Take the lines from the head of the listing through the one bearing "browser icons ---------- */" and copy them exactly, leaving every picture out.

## INFORMATION SHOWN
## Begin

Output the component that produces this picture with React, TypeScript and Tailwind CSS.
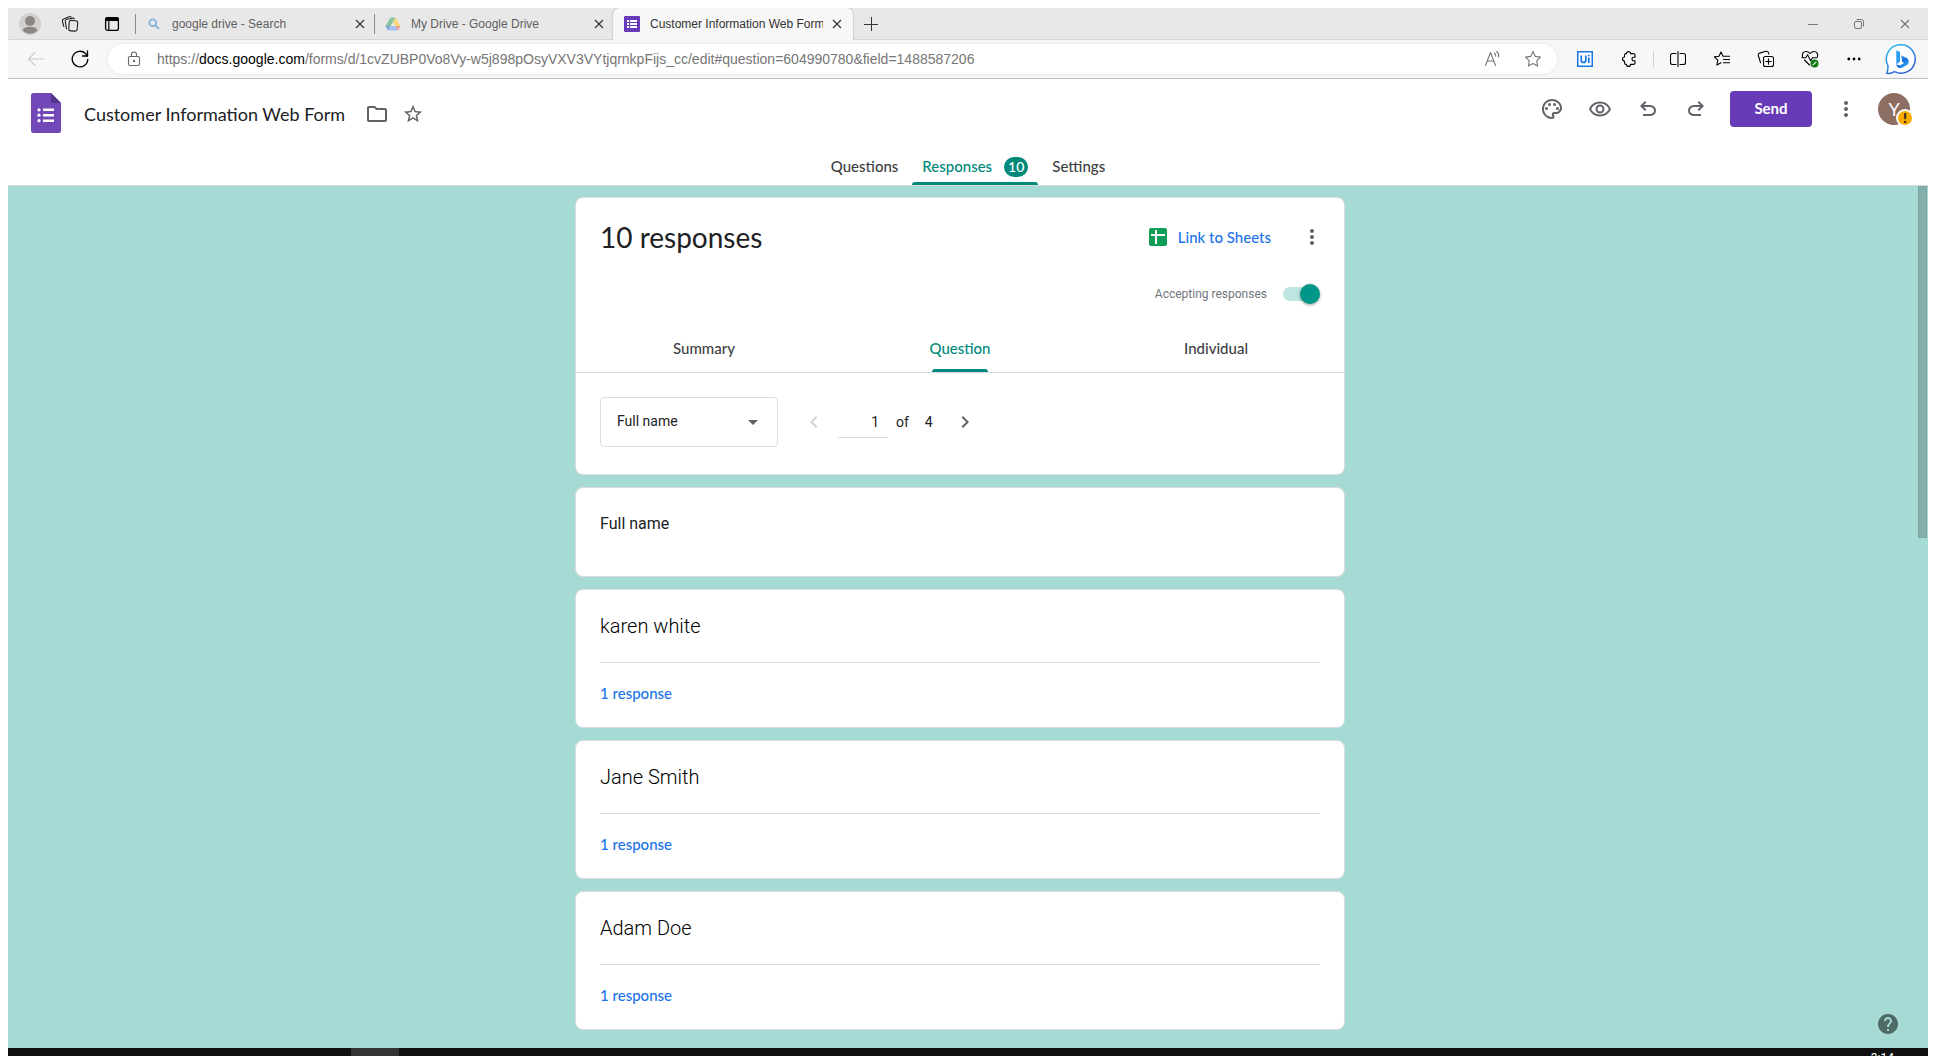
import type { ReactNode } from "react";
import {
  MdArrowDropDown,
  MdChevronLeft,
  MdChevronRight,
  MdHelp,
  MdMoreVert,
  MdOutlineFolder,
  MdOutlinePalette,
  MdOutlineRemoveRedEye,
  MdStarBorder,
} from "react-icons/md";

/* ---------- browser icons ---------- */

function Line({ children, size = 18, className = "" }: { children: ReactNode; size?: number; className?: string }) {
  return (
    <svg width={size} height={size} viewBox={`0 0 ${size} ${size}`} fill="none" stroke="currentColor" strokeWidth="1.1" strokeLinecap="round" strokeLinejoin="round" className={className} aria-hidden="true">
      {children}
    </svg>
  );
}

const ProfileIcon = () => (
  <svg width="22" height="22" viewBox="0 0 22 22" aria-hidden="true">
    <circle cx="11" cy="11" r="11" fill="#d2d0ce" />
    <circle cx="11" cy="8" r="5" fill="#8b8784" />
    <path d="M3.5 17.2c1-2.300 4-3.400 7.500-3.400s6.500 1.100 7.500 3.400a9.800 9.800 0 0 1-15 0z" fill="#8b8784" />
  </svg>
);

const WorkspacesIcon = () => (
  <Line>
    <rect x="8" y="5.500" width="8.500" height="10.500" rx="2" transform="rotate(4 12 10)" />
    <path d="M5.500 13.800 4.300 6.500a2 2 0 0 1 1.600-2.200l5.600-1.200a2 2 0 0 1 1.800.6" />
    <path d="M2.800 11.500 1.400 6.200a2 2 0 0 1 1.300-2.300L8.200 1.700a2 2 0 0 1 1.900.2" />
  </Line>
);

const TabActionsIcon = () => (
  <svg width="16" height="16" viewBox="0 0 16 16" aria-hidden="true">
    <rect x="1.600" y="1.600" width="12.800" height="12.800" rx="2.200" fill="none" stroke="#000" strokeWidth="1.300" />
    <path d="M1 3.500A2.500 2.500 0 0 1 3.500 1h9A2.500 2.500 0 0 1 15 3.500V5H1z" fill="#000" />
    <path d="M4.800 5v9.500" stroke="#000" strokeWidth="1.200" />
  </svg>
);

const SearchIcon = () => (
  <svg width="12" height="12" viewBox="0 0 12 12" fill="none" stroke="#7fb2de" strokeWidth="1.800" aria-hidden="true">
    <circle cx="4.800" cy="4.800" r="3.400" />
    <path d="m7.400 7.400 3.400 3.400" />
  </svg>
);

const DriveIcon = () => (
  <svg width="16" height="14" viewBox="0 0 16 14" aria-hidden="true">
    <path d="M5.500.5h5L8 5z" fill="#86c59c" />
    <path d="M5.500.5 8 5l-5 8.500L.5 9z" fill="#86c59c" />
    <path d="M10.500.5 15.500 9h-5L8 5z" fill="#fbd978" />
    <path d="M.5 9h5L3 13.500z" fill="#8aa9e0" />
    <path d="M5.500 9h5l2.500 4.500H3z" fill="#a3c3f5" />
    <path d="M10.500 9h5L13 13.500z" fill="#f09b92" />
  </svg>
);

const FormsFavicon = () => (
  <svg width="16" height="16" viewBox="0 0 16 16" aria-hidden="true">
    <rect width="16" height="16" rx="1" fill="#673ab7" />
    <path d="M3 4h2v2H3zm3 0h7v2H6zM3 7h2v2H3zm3 0h7v2H6zM3 10h2v2H3zm3 0h7v2H6z" fill="#fff" />
  </svg>
);

const CloseIcon = () => (
  <svg width="10" height="10" viewBox="0 0 10 10" stroke="currentColor" strokeWidth="1.200" aria-hidden="true">
    <path d="m1 1 8 8M9 1 1 9" />
  </svg>
);

const PlusIcon = () => (
  <svg width="14" height="14" viewBox="0 0 14 14" stroke="currentColor" aria-hidden="true">
    <path d="M7.500 0v14M0 7.500h14" />
  </svg>
);

const BackIcon = () => (
  <Line size={18}>
    <path d="M17 9H1.500M8 2.500 1.500 9 8 15.500" />
  </Line>
);

const RefreshIcon = () => (
  <Line size={18}>
    <path d="M16.800 9.500A7.800 7.800 0 1 1 14.500 3.500L16.500 6" strokeWidth="1.300" />
    <path d="M16.500 1v5h-5" strokeWidth="1.300" />
  </Line>
);

const LockIcon = () => (
  <Line size={16}>
    <rect x="2.500" y="5.500" width="11" height="9" rx="1.500" />
    <path d="M5.500 5.500V3.500a2.500 2.500 0 0 1 5 0v2" />
    <circle cx="8" cy="10" r=".6" fill="currentColor" />
  </Line>
);

const ReadAloudIcon = () => (
  <Line size={18}>
    <path d="M1.500 15.500 6.500 2.500l5 13M3.300 11h6.400" />
    <path d="M10.500 3.200c.9.700 1.300 1.700 1.200 3M12.700 1.500c1.600 1.300 2.300 3.300 2 5.500" />
  </Line>
);

const FavoriteIcon = () => (
  <Line>
    <path d="M9 1.500l2.300 4.900 5.200.7-3.800 3.700 1 5.300L9 13.500l-4.700 2.600 1-5.300L1.500 7.100l5.200-.7z" />
  </Line>
);

const UiPathIcon = () => (
  <svg width="16" height="16" viewBox="0 0 16 16" fill="none" stroke="#1677e8" aria-hidden="true">
    <rect x="0" y="0" width="16" height="16" fill="#1677e8" stroke="none" />
    <rect x="1.500" y="1.500" width="13" height="13" fill="#fff" stroke="none" />
    <path d="M4.200 4.500v4.700a2.300 2.300 0 0 0 4.600 0V4.500M11.800 6.500v5.500" strokeWidth="1.700" />
    <path d="M11.800 3.800v1.500" strokeWidth="1.700" />
  </svg>
);

const ExtensionsIcon = () => (
  <Line size={16}>
    <path d="M5.500 2.600a2 2 0 0 1 4 0h3a1.500 1.500 0 0 1 1.500 1.500v2.100h-1.200a1.800 1.800 0 1 0 0 3.600H14v2.100a1.500 1.500 0 0 1-1.500 1.500h-3a2 2 0 0 1-4 0H5a1.500 1.500 0 0 1-1.500-1.500V10a2 2 0 0 1 0-4V4.100A1.500 1.500 0 0 1 5 2.600z" />
  </Line>
);

const SplitIcon = () => (
  <Line size={16}>
    <path d="M8 .5v15M6 2.500H2.500a2 2 0 0 0-2 2v7a2 2 0 0 0 2 2H6M10 2.500h3.500a2 2 0 0 1 2 2v7a2 2 0 0 1-2 2H10" />
  </Line>
);

const FavoritesIcon = () => (
  <Line>
    <path d="M10 6.200 8 2 6 6.200l-4.700.6 3.500 3.300-.9 4.900L8 12.700M10 6.200h6.500M10.500 9.500h6M10.500 12.800h6" />
  </Line>
);

const CollectionsIcon = () => (
  <Line>
    <rect x="6.500" y="6.500" width="10" height="10" rx="2" />
    <path d="M11.500 8.800v5.400M8.800 11.500h5.400M3.600 12.800 1.300 5.500a2 2 0 0 1 1.200-2.400L9 1.300a2 2 0 0 1 2.400 1.300l.4 1.400" />
  </Line>
);

const HealthIcon = () => (
  <svg width="18" height="18" viewBox="0 0 18 18" fill="none" stroke="currentColor" strokeWidth="1.100" strokeLinejoin="round" strokeLinecap="round" aria-hidden="true">
    <path d="M1.700 7C.5 4 2.300 1.500 5 1.500c1.800 0 3 .8 4 2 1-1.200 2.200-2 4-2 2.700 0 4.500 2.500 3.300 5.500M3.500 10l5 5" />
    <path d="M.8 7.800h4l1.800-3 3 6 1.900-3h4.500" />
    <circle cx="13.500" cy="13.500" r="4" fill="#0e7a0d" stroke="none" />
    <path d="m12 14.800 3-2.700" stroke="#fff" />
  </svg>
);

const DotsIcon = () => (
  <svg width="14" height="4" viewBox="0 0 14 4" fill="currentColor" aria-hidden="true">
    <circle cx="1.800" cy="2" r="1.400" />
    <circle cx="7" cy="2" r="1.400" />
    <circle cx="12.200" cy="2" r="1.400" />
  </svg>
);

const BingIcon = () => (
  <svg width="32" height="32" viewBox="0 0 32 32" aria-hidden="true">
    <defs>
      <linearGradient id="bubble" x1="0" y1="0" x2=".6" y2="1">
        <stop offset="0" stopColor="#2fc3ee" />
        <stop offset="1" stopColor="#2a5bd7" />
      </linearGradient>
      <linearGradient id="bing" x1="0" y1="0" x2="1" y2="1">
        <stop offset="0" stopColor="#1f9ff0" />
        <stop offset=".5" stopColor="#1b6fe0" />
        <stop offset="1" stopColor="#37c6f0" />
      </linearGradient>
    </defs>
    <path d="M16 1.800A14.200 14.200 0 1 1 9.500 28.600c-2.500 1.600-5 2-7.600 1.700 1-2.600 1.200-4.800 1-7.800A14.200 14.200 0 0 1 16 1.800z" fill="#fff" stroke="url(#bubble)" strokeWidth="1.500" />
    <path d="M11.300 7.300 15 8.900v9.500l-3.700 3z" fill="#2a9df4" />
    <path d="M16.300 12.600l5.200 2.500c2.700 1.400 3 4.500 1.300 6.400l-5.700 3.300c-2.900 1.400-5.800-.6-5.800-3.500l3.700 1.300 4.200-2.500-2-1.200z" fill="url(#bing)" />
  </svg>
);

/* ---------- Forms icons ---------- */

const FormsLogo = () => (
  <svg width="30" height="40" viewBox="0 0 30 40" aria-hidden="true">
    <path d="M2.500 0H20l10 10v27.500a2.500 2.500 0 0 1-2.500 2.500h-25A2.500 2.500 0 0 1 0 37.500v-35A2.500 2.500 0 0 1 2.500 0z" fill="#7248b9" />
    <path d="M20 0l10 10H20z" fill="#56368a" />
    <path d="M12 15.500h11v2.500H12zm0 5.500h11v2.500H12zm0 5.500h11v2.500H12z" fill="#fff" />
    <circle cx="8" cy="16.800" r="1.600" fill="#fff" />
    <circle cx="8" cy="22.200" r="1.600" fill="#fff" />
    <circle cx="8" cy="27.700" r="1.600" fill="#fff" />
  </svg>
);

const UndoIcon = () => (
  <svg width="24" height="24" viewBox="0 0 24 24" fill="currentColor" aria-hidden="true">
    <path d="M7 19v-2h7.100q1.575 0 2.738-1T18 13.500 16.838 11 14.100 10H7.800l2.600 2.600L9 14 4 9l5-5 1.400 1.400L7.800 8h6.300q2.425 0 4.163 1.575T20 13.500t-1.738 3.925T14.100 19z" />
  </svg>
);

const RedoIcon = () => (
  <svg width="24" height="24" viewBox="0 0 24 24" fill="currentColor" aria-hidden="true">
    <path d="M9.900 19q-2.425 0-4.163-1.575T4 13.500t1.738-3.925T9.900 8h6.300l-2.600-2.600L15 4l5 5-5 5-1.400-1.400 2.600-2.600H9.900q-1.575 0-2.738 1T6 13.500 7.163 16 9.900 17H17v2z" />
  </svg>
);

const SheetsIcon = () => (
  <svg width="18" height="18" viewBox="0 0 18 18" aria-hidden="true">
    <rect width="18" height="18" rx="2" fill="#0f9d58" />
    <path d="M6 2h2v4h8v2H8v8H6V8H2V6h4z" fill="#fff" />
  </svg>
);

/* ---------- shared pieces ---------- */

function IconButton({ label, className, children }: { label: string; className: string; children: ReactNode }) {
  return (
    <button type="button" aria-label={label} className={`flex shrink-0 items-center justify-center ${className}`}>
      {children}
    </button>
  );
}

function Tab({ icon, title, className = "" }: { icon: ReactNode; title: string; className?: string }) {
  return (
    <div className={`flex h-full items-center ${className}`}>
      <span className="flex w-4 shrink-0 justify-center">{icon}</span>
      <span className="ml-2.5 flex-1 overflow-hidden whitespace-nowrap">{title}</span>
      <IconButton label={`Close ${title}`} className="h-6 w-7 text-[#333333]">
        <CloseIcon />
      </IconButton>
    </div>
  );
}

function Card({ children, className = "" }: { children: ReactNode; className?: string }) {
  return <section className={`rounded-lg border border-[#dadce0] bg-white ${className}`}>{children}</section>;
}

const names = ["karen white", "Jane Smith", "Adam Doe"];
const google = "font-['Lato','Google_Sans',sans-serif]";

function BrowserChrome() {
  return (
    <div className="shrink-0 font-['Liberation_Sans',Arial,sans-serif]">
      <div className="flex h-8 items-center border-b border-[#d6d6d6] bg-[#e8e8e8] text-xs text-[#5f5f5f]">
        <IconButton label="Profile" className="w-11"><ProfileIcon /></IconButton>
        <IconButton label="Workspaces" className="w-9 text-[#222222]"><WorkspacesIcon /></IconButton>
        <IconButton label="Tab actions" className="w-[47px]"><TabActionsIcon /></IconButton>
        <span className="h-5 w-px bg-[#8a8a8a]" />
        <Tab icon={<SearchIcon />} title="google drive - Search" className="w-[238px] pl-2.5" />
        <span className="h-5 w-px bg-[#8a8a8a]" />
        <Tab icon={<DriveIcon />} title="My Drive - Google Drive" className="w-[238px] pl-2.5" />
        <div className="-mb-px h-8 w-60 rounded-t-md bg-[#f7f7f7] text-[#333333] shadow-[0_0_2px_rgba(0,0,0,0.35)] [clip-path:inset(0_-3px_0_-3px)]">
          <Tab icon={<FormsFavicon />} title="Customer Information Web Form" className="pl-[11px] pr-0.5" />
        </div>
        <IconButton label="New tab" className="w-9 text-[#333333]"><PlusIcon /></IconButton>
        <div className="ml-auto flex text-[#777777]">
          <IconButton label="Minimize" className="h-8 w-[46px]">
            <svg width="10" height="10" viewBox="0 0 10 10" stroke="currentColor" aria-hidden="true"><path d="M0 5.500h10" /></svg>
          </IconButton>
          <IconButton label="Restore" className="h-8 w-[46px]">
            <svg width="10" height="10" viewBox="0 0 10 10" fill="none" stroke="currentColor" aria-hidden="true">
              <rect x=".5" y="2.500" width="7" height="7" rx="1.500" />
              <path d="M2.500.5h4.500a2.500 2.500 0 0 1 2.500 2.500v4.500" />
            </svg>
          </IconButton>
          <IconButton label="Close window" className="h-8 w-[46px]"><CloseIcon /></IconButton>
        </div>
      </div>

      <div className="flex items-center border-b border-[#bdbdbd] bg-[#f7f7f7] pr-0.5 text-black">
        <IconButton label="Back" className="ml-1.5 w-11 text-[#cccccc]"><BackIcon /></IconButton>
        <IconButton label="Refresh" className="mr-1.5 w-11"><RefreshIcon /></IconButton>
        <div className="my-1 flex h-[30px] flex-1 items-center rounded-full bg-white shadow-[0_0_4px_rgba(0,0,0,0.08)]">
          <span className="ml-[18px] flex w-4 text-[#666666]"><LockIcon /></span>
          <a href="https://docs.google.com" className="ml-[15px] flex-1 overflow-hidden whitespace-nowrap text-sm text-[#767676]">
            https://<span className="text-black">docs.google.com</span>/forms/d/1cvZUBP0Vo8Vy-w5j898pOsyVXV3VYtjqrnkpFijs_cc/edit#question=604990780&amp;field=1488587206
          </a>
          <IconButton label="Read aloud" className="w-10 text-[#767676]"><ReadAloudIcon /></IconButton>
          <IconButton label="Add to favorites" className="mr-1 w-10 text-[#767676]"><FavoriteIcon /></IconButton>
        </div>
        <IconButton label="UiPath" className="ml-1.5 w-11"><UiPathIcon /></IconButton>
        <IconButton label="Extensions" className="w-11"><ExtensionsIcon /></IconButton>
        <span className="mx-0.5 h-4 w-px bg-[#cfcfcf]" />
        <IconButton label="Split screen" className="w-11"><SplitIcon /></IconButton>
        <IconButton label="Favorites" className="w-11"><FavoritesIcon /></IconButton>
        <IconButton label="Collections" className="w-11"><CollectionsIcon /></IconButton>
        <IconButton label="Browser essentials" className="w-11"><HealthIcon /></IconButton>
        <IconButton label="Settings and more" className="w-11"><DotsIcon /></IconButton>
        <IconButton label="Bing chat" className="w-[50px]"><BingIcon /></IconButton>
      </div>
    </div>
  );
}

function FormHeader() {
  return (
    <header className={`shrink-0 border-b border-[#dadce0] bg-white ${google}`}>
      <div className="flex h-[71px] items-start pl-[23px] pr-[18px]">
        <div className="flex items-center pt-3.5">
          <FormsLogo />
          <div className="ml-[23px] flex items-center pt-0.5">
            <h1 className="text-lg leading-6 text-[#202124]">Customer Information Web Form</h1>
            <IconButton label="Move to folder" className="ml-3.5 w-9 text-2xl text-[#5f6368]"><MdOutlineFolder /></IconButton>
            <IconButton label="Star" className="w-9 text-[22px] text-[#5f6368]"><MdStarBorder /></IconButton>
          </div>
        </div>
        <div className="ml-auto flex items-center pt-3 text-2xl text-[#5f6368]">
          <IconButton label="Customize theme" className="w-12"><MdOutlinePalette /></IconButton>
          <IconButton label="Preview" className="w-12"><MdOutlineRemoveRedEye /></IconButton>
          <IconButton label="Undo" className="w-12"><UndoIcon /></IconButton>
          <IconButton label="Redo" className="w-12"><RedoIcon /></IconButton>
          <button type="button" className="ml-2.5 h-9 w-[82px] rounded bg-[#673ab7] text-[15px] font-bold text-white">Send</button>
          <IconButton label="More" className="ml-2.5 w-12"><MdMoreVert /></IconButton>
          <button type="button" aria-label="Account" className="relative ml-2 flex size-8 items-center justify-center rounded-full bg-[#8d6e63] text-lg text-white">
            Y
            <span className="absolute -bottom-0.5 -right-1 flex size-[18px] items-center justify-center rounded-full border-2 border-white bg-[#f9ab00] text-sm font-black text-[#202124]">!</span>
          </button>
        </div>
      </div>
      <nav className="flex h-[35px] justify-center gap-1 text-[15px] font-medium text-[#3c4043]">
        <a href="#questions" className="flex items-center px-2.5 pb-0.5">Questions</a>
        <a href="#responses" className="relative flex items-center px-2.5 pb-0.5 text-[#00897b]">
          Responses
          <span className="ml-3 flex h-5 items-center rounded-full bg-[#00897b] px-1 text-sm leading-5 text-white">10</span>
          <span className="absolute inset-x-0 bottom-0 h-[3px] rounded-t bg-[#00897b]" />
        </a>
        <a href="#settings" className="flex items-center px-2.5 pb-0.5">Settings</a>
      </nav>
    </header>
  );
}

function SummaryCard() {
  return (
    <Card className="pb-[27px]">
      <div className="flex items-center pl-6 pr-3 pt-[19px]">
        <h2 className={`flex-1 text-[28px] leading-10 text-[#202124] ${google}`}>10 responses</h2>
        <a href="#sheets" className={`flex items-center gap-[11px] text-[15px] font-medium text-[#1a73e8] ${google}`}>
          <SheetsIcon />
          Link to Sheets
        </a>
        <IconButton label="Response options" className="ml-[21px] h-10 w-10 text-2xl text-[#5f6368]"><MdMoreVert /></IconButton>
      </div>
      <label className="ml-auto mr-6 mt-[25px] flex h-6 w-fit items-center text-xs text-[#70757a]">
        Accepting responses
        <input type="checkbox" defaultChecked className="peer sr-only" />
        <span className="ml-4 flex h-3.5 w-[37px] items-center justify-end rounded-full bg-[#bfe5e0]">
          <span className="size-5 shrink-0 rounded-full bg-[#009688] shadow-[0_1px_3px_rgba(0,0,0,0.4)]" />
        </span>
      </label>
      <div className={`mt-5 grid grid-cols-3 border-b border-[#dadce0] text-[15px] font-medium text-[#3c4043] ${google}`}>
        <button type="button" className="h-[46px] pb-0.5">Summary</button>
        <button type="button" className="relative h-[46px] pb-0.5 text-[#00897b]">
          Question
          <span className="absolute inset-x-[100px] bottom-0 h-[3px] rounded-t bg-[#00897b]" />
        </button>
        <button type="button" className="h-[46px] pb-0.5">Individual</button>
      </div>
      <div className="flex items-center pl-6 pt-6 text-sm text-[#202124]">
        <div className="relative">
          <select aria-label="Question" className="h-[50px] w-[178px] appearance-none rounded border border-[#dadce0] bg-white pb-0.5 pl-4">
            <option>Full name</option>
          </select>
          <MdArrowDropDown className="pointer-events-none absolute right-[13px] top-[13px] text-2xl text-[#5f6368]" />
        </div>
        <IconButton label="Previous question" className="ml-6 w-6 text-2xl text-[#d0d2d4]"><MdChevronLeft /></IconButton>
        <input aria-label="Question number" defaultValue="1" className="ml-3 h-8 w-[50px] border-b border-[#dadce0] pr-[9px] text-right" />
        <span className="ml-2">of</span>
        <span className="ml-4">4</span>
        <IconButton label="Next question" className="ml-5 w-6 text-2xl text-[#5f6368]"><MdChevronRight /></IconButton>
      </div>
    </Card>
  );
}

export default function App() {
  return (
    <div className="flex h-screen flex-col overflow-hidden bg-white px-2 pt-2 font-['Roboto',sans-serif]">
      <BrowserChrome />
      <FormHeader />
      <main className="relative min-h-0 flex-1 overflow-hidden bg-[#a6dbd5] pr-4">
        <div className="mx-auto flex max-w-[770px] flex-col gap-3 pt-[11px]">
          <SummaryCard />
          <Card className="px-6 pb-10 pt-6">
            <h3 className="text-base leading-6 text-[#202124]">Full name</h3>
          </Card>
          {names.map((name) => (
            <Card key={name} className="px-6">
              <p className="border-b border-[#dadce0] py-[22px] text-xl font-light text-black">{name}</p>
              <button type="button" className={`flex h-16 items-center pb-1 text-[15px] font-medium text-[#1a73e8] ${google}`}>1 response</button>
            </Card>
          ))}
        </div>
        <div className="absolute right-px top-0 h-[352px] w-[9px] border border-[#7ba5a1] bg-[#84b0ab]" />
        <button type="button" aria-label="Help" className="absolute bottom-3 right-7 text-2xl text-[#4f6b68]"><MdHelp /></button>
      </main>
      <footer className="flex h-2 shrink-0 items-start overflow-hidden bg-[#101010] text-xs text-white">
        <span className="ml-[343px] h-full w-12 bg-[#333333]" />
        <time className="ml-auto mr-[34px] pt-0.5">3:14</time>
      </footer>
    </div>
  );
}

## End

## SOLUTION TO THE PROBLEM
Output the component that produces this picture with React, TypeScript and Tailwind CSS.
import type { ReactNode } from "react";
import {
  MdArrowDropDown,
  MdChevronLeft,
  MdChevronRight,
  MdHelp,
  MdMoreVert,
  MdOutlineFolder,
  MdOutlinePalette,
  MdOutlineRemoveRedEye,
  MdStarBorder,
} from "react-icons/md";

/* ---------- browser icons ---------- */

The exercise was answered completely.